La loi de 1972 « portant sur l'organisation et la création des régions » (publié le 5 juillet 1972) va permettre une évolution de la revendication régionaliste. En effet, la perspective régionale de cette loi oblige les Savoyards de Savoie et l'Annonciade à mettre leur effort en commun pour revendiquer une région Savoie. De cette volonté naîtra le Mouvement Région Savoie (MRS), qui lancera une pétition en faveur d'une région dans tout le territoire , et elle permi le débat au niveau des instances départementales . On n'entendit plus parler du MRS suite à l'échec des débats institutionnels jusqu'aux élections régionales de 1986 où ce dernier fit un score raisonnable (6% en Savoie du Sud et 4% au Nord). On le retrouva aux régionales de 1992 et aux européennes de la même année mais l'élan de 1972 n'y était plus. Depuis, hormis des réunions en petit comité, le MRS dépérit. Entre temps, des électrons libres revendiquant un indépendantisme sont apparus - Savoie Libre de Dénarié et Notre Savoie de Pierre Ratineau - mais sans réel écho auprès des populations. De 1986 à 1992, la Savoie est redevenue une province française paisible, intégrée dans la région Rhône-Alpes et plus personne n'y trouvait à redire.

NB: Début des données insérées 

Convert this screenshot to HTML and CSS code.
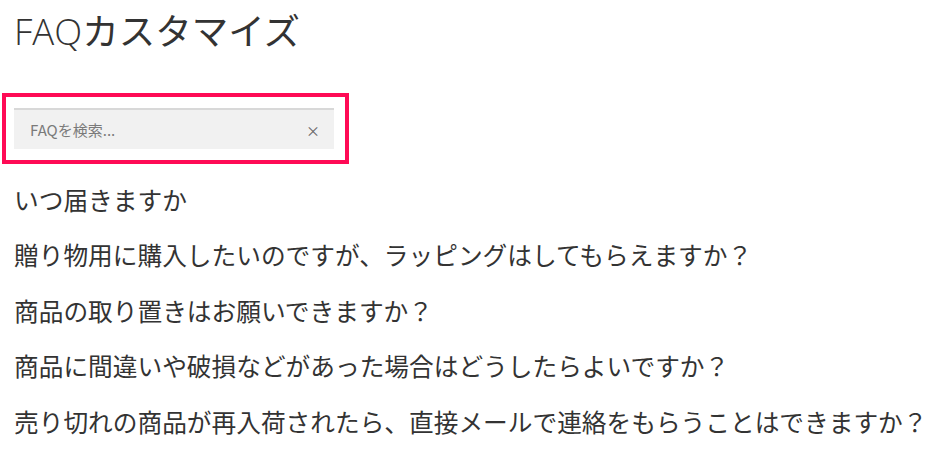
FILE: index.html
```html
<!DOCTYPE html>
<html lang="ja">
<head>
<meta charset="utf-8">
<title>FAQカスタマイズ</title>
<link rel="stylesheet" href="styles.css">
</head>
<body>
<div class="page">
  <h1 class="title"><span class="title-latin">FAQ</span>カスタマイズ</h1>
  <div class="search-frame">
    <div class="search-box">
      <span class="placeholder">FAQを検索...</span>
      <span class="clear">×</span>
    </div>
  </div>
  <ul class="faq-list">
    <li class="faq-item">いつ届きますか</li>
    <li class="faq-item">贈り物用に購入したいのですが、ラッピングはしてもらえますか？</li>
    <li class="faq-item">商品の取り置きはお願いできますか？</li>
    <li class="faq-item">商品に間違いや破損などがあった場合はどうしたらよいですか？</li>
    <li class="faq-item">売り切れの商品が再入荷されたら、直接メールで連絡をもらうことはできますか？</li>
  </ul>
</div>
</body>
</html>
```
FILE: styles.css
```css
html, body {
  margin: 0;
  padding: 0;
  background: #ffffff;
}
body {
  font-family: "Noto Sans CJK JP", "Open Sans", sans-serif;
  color: #333333;
}
.page {
  padding: 0 0 0 2px;
}
.title {
  margin: 0;
  padding: 4px 0 0 12px;
  font-size: 36.5px;
  font-weight: 400;
  line-height: 52px;
  color: #333333;
  letter-spacing: 0;
}
.title-latin {
  font-family: "Open Sans", sans-serif;
  font-weight: 300;
}
.search-frame {
  margin-top: 36px;
  width: 320px;
  border: 4px solid #ff0a55;
  padding: 11px 11px 11px 8px;
}
.search-box {
  height: 39px;
  background: #f1f1f1;
  border-top: 2px solid #d8d8d8;
  display: flex;
  align-items: center;
  justify-content: space-between;
  padding: 0 14px 0 16px;
}
.placeholder {
  font-size: 15px;
  color: #7a7a7a;
}
.clear {
  font-size: 14px;
  color: #666666;
}
.faq-list {
  list-style: none;
  margin: 8px 0 0 0;
  padding: 0 0 0 12px;
}
.faq-item {
  font-size: 24.7px;
  line-height: 55.4px;
  color: #333333;
  white-space: nowrap;
}
```
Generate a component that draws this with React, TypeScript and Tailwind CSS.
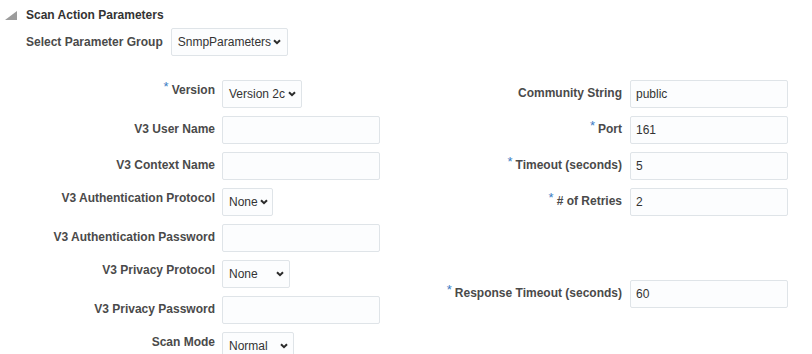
import React from "react"

type Field = {
    label: string,
    required?: boolean,
    kind: 'input' | 'select',
    value?: string,
    width?: string,
    pr?: string,
}

const leftFields: Field[] = [
    { label: 'Version', required: true, kind: 'select', value: 'Version 2c', width: 'w-[80px]', pr: 'pr-[5px]' },
    { label: 'V3 User Name', kind: 'input' },
    { label: 'V3 Context Name', kind: 'input' },
    { label: 'V3 Authentication Protocol', kind: 'select', value: 'None', width: 'w-[51px]', pr: 'pr-[4px]' },
    { label: 'V3 Authentication Password', kind: 'input' },
    { label: 'V3 Privacy Protocol', kind: 'select', value: 'None', width: 'w-[68px]', pr: 'pr-[5px]' },
    { label: 'V3 Privacy Password', kind: 'input' },
    { label: 'Scan Mode', kind: 'select', value: 'Normal', width: 'w-[72px]', pr: 'pr-[5px]' },
]

const rightFields: Field[] = [
    { label: 'Community String', kind: 'input', value: 'public' },
    { label: 'Port', required: true, kind: 'input', value: '161' },
    { label: 'Timeout (seconds)', required: true, kind: 'input', value: '5' },
    { label: '# of Retries', required: true, kind: 'input', value: '2' },
]

function Chevron() {
    return (
        <svg width="8" height="6" viewBox="0 0 8 6" className="shrink-0">
            <path d="M1 1.2l3 3 3-3" fill="none" stroke="#2b2b2b" strokeWidth="2" />
        </svg>
    )
}

function SelectBox({ value, width, pr }: { value?: string, width?: string, pr?: string }) {
    return (
        <div className={`${width} ${pr} h-[28px] pl-[6px] flex items-center justify-between border border-[#dfe4e8] bg-[#fcfdfe] rounded-[2px] text-[#333] font-normal leading-[16px]`}>
            <span className="whitespace-nowrap">{value}</span>
            <Chevron />
        </div>
    )
}

function TextBox({ value }: { value?: string }) {
    return (
        <div className="w-[158px] h-[28px] px-[5px] flex items-center border border-[#dfe4e8] bg-[#fcfdfe] rounded-[2px] text-[#333] font-normal leading-[16px]">
            {value}
        </div>
    )
}

function Row({ field, labelWidth, gap }: { field: Field, labelWidth: string, gap: string }) {
    const pt = field.kind === 'select' ? 'pt-[2px]' : 'pt-[5px]'
    return (
        <div className={`flex h-[28px] ${gap}`}>
            <div className={`${labelWidth} ${pt} text-right font-bold text-[#4a4a4a] leading-[16px] whitespace-nowrap`}>
                {field.required && (
                    <span className="text-[#3b7cc4] text-[13px] font-normal leading-[0] align-[3px] mr-[3px]">*</span>
                )}
                {field.label}
            </div>
            {field.kind === 'select'
                ? <SelectBox value={field.value} width={field.width} pr={field.pr} />
                : <TextBox value={field.value} />}
        </div>
    )
}

export default function App() {
    return (
        <div className="w-[812px] h-[354px] bg-white overflow-hidden text-[12px] font-['Liberation_Sans',Arial,sans-serif]">
            {/* section header */}
            <div className="flex items-center gap-[9px] pl-[5px] pt-[7px] leading-[16px]">
                <svg width="12" height="9" viewBox="0 0 12 9">
                    <polygon points="12,0 12,9 0,9" fill="#9c9c9c" />
                </svg>
                <span className="font-bold text-[#333]">Scan Action Parameters</span>
            </div>

            {/* parameter group */}
            <div className="flex items-center gap-[8px] pl-[26px] mt-[5px] leading-[16px]">
                <span className="font-bold text-[#4a4a4a]">Select Parameter Group</span>
                <SelectBox value="SnmpParameters" width="w-[117px]" pr="pr-[6px]" />
            </div>

            <div className="flex mt-[24px]">
                <div className="flex flex-col gap-[8px]">
                    {leftFields.map(f => (
                        <Row key={f.label} field={f} labelWidth="w-[215px]" gap="gap-[7px]" />
                    ))}
                </div>
                <div className="flex flex-col gap-[8px]">
                    {rightFields.map(f => (
                        <Row key={f.label} field={f} labelWidth="w-[242px]" gap="gap-[8px]" />
                    ))}
                    <div className="mt-[56px]">
                        <Row
                            field={{ label: 'Response Timeout (seconds)', required: true, kind: 'input', value: '60' }}
                            labelWidth="w-[242px]"
                            gap="gap-[8px]"
                        />
                    </div>
                </div>
            </div>
        </div>
    )
}
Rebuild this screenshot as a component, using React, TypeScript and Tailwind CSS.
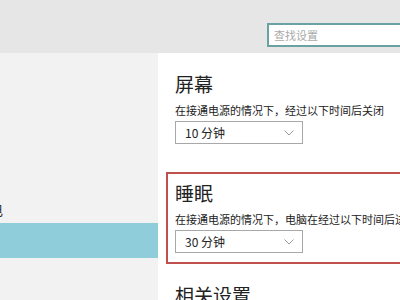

Coïncidences ou non, il faut analyser le centenaire de l'Annexion et les Jeux Olympiques comme des facteurs déclencheurs d'une prise de conscience identitaire au même titre que l'Annexion. Et par delà, pousser l'analyse jusqu'à dire qu'ils ont réveillé un régionalisme sous-jacent chez une partie de la population. On suppose en effet que la revendication de la spécificité savoyarde (MRS) a du mal à se manifester ou à trouver un écho en dehors des enjeux électoraux. Pourtant, ces facteurs ont permis une prise de conscience quant à l'existence d'un particularisme.

Je l'ai souligné plus haut, il existe une contestation - en majorité politique plutôt que populaire - sous le régime sarde (fin XVIIIe-1860) et cette demande de prise en considération d'un territoire s'est perpétuée et s'est propagée chez les Savoyards. L'analyse de l'Histoire de Savoie ne nous donne aucun exemple de mouvements de masse (excepté au début du XIXe,1830 et 1848) ou violents, revendicatifs sur un statut particulier à donner à la Savoie. Et les 130 ans qui ont suivi la période de l'Annexion n'ont pas démenti une certaine passivité, apathie, de la population, même lors de la suppression de la grande Zone franche (1860-1923) ou de la Zone neutre (durée 1815-1920).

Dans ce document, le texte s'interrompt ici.